We should not necessarily be opposed to local income taxes, in fact, they have a lot of benefits over a property tax, but we need to understand the details before knowing how this would all play out. I’d like to see the City of Toronto (and even more broadly the provinces) envision such implementation issues before going too far down the road of seeking authorities for such a tax.


4 thoughts on “Implementing Local Income Taxes in Toronto: The Devil is in the Details

  1. Hi Lindsay–do most US municipalities that levy income taxes just ‘piggy-back’ off the state tax administration / tax base definition? In Canada, short of setting up a seemingly-difficult City of Toronto Income Tax Administration, it strikes me the easiest way would be to piggy-back off the CRA administration/auditing/tax base.

    • From what I read, ‘most’ (though I don’t know how this is defined) seem to collect locally, which I agree is not the way to go. The easiest way would, in my mind and as you note, be to piggy-back off CRA. I assume this could be done by IDing postal codes. But that is easy if done on a residency basis. If there would also be a non-resident tax, it does get a bit more challenging.

      • Yes, non-residential tax would seem to present challenges. I guess you withhold at source and then reconcile in some way.

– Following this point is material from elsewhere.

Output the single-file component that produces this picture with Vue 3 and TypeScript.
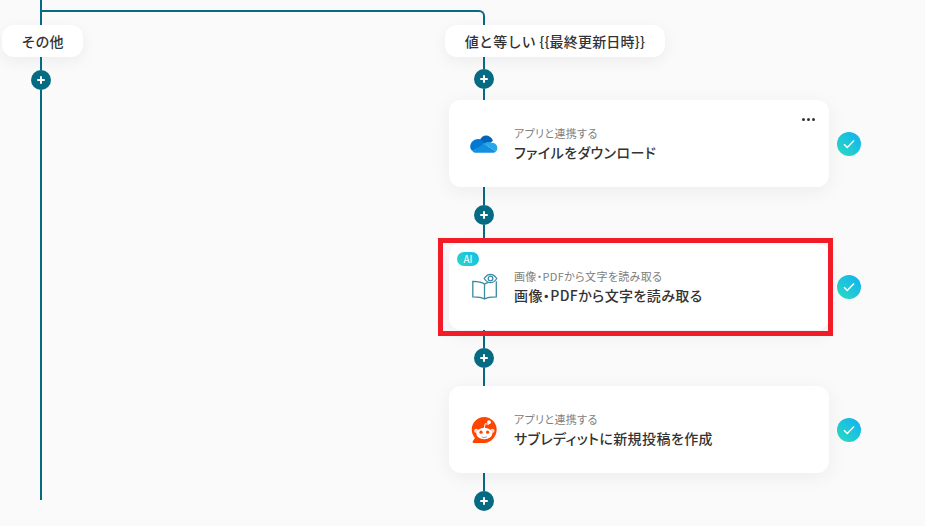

        I get headaches thinking about it, but I find Canadians tend to over-react to municipal sales or income taxes (OMG!) without adequate consideration of the fact that it is very common in the US.

        I see a lot of downsides–not just on administration and implementation but on pure tax policy principles–but we shouldn’t dismiss these ideas as prima facie impossible.

      • Absolutely agree on all fronts! We need to get back to a world where ‘tax’ is not a dirty word and we can think and talk about the ‘best’ way to raise revenue for needed expenditures.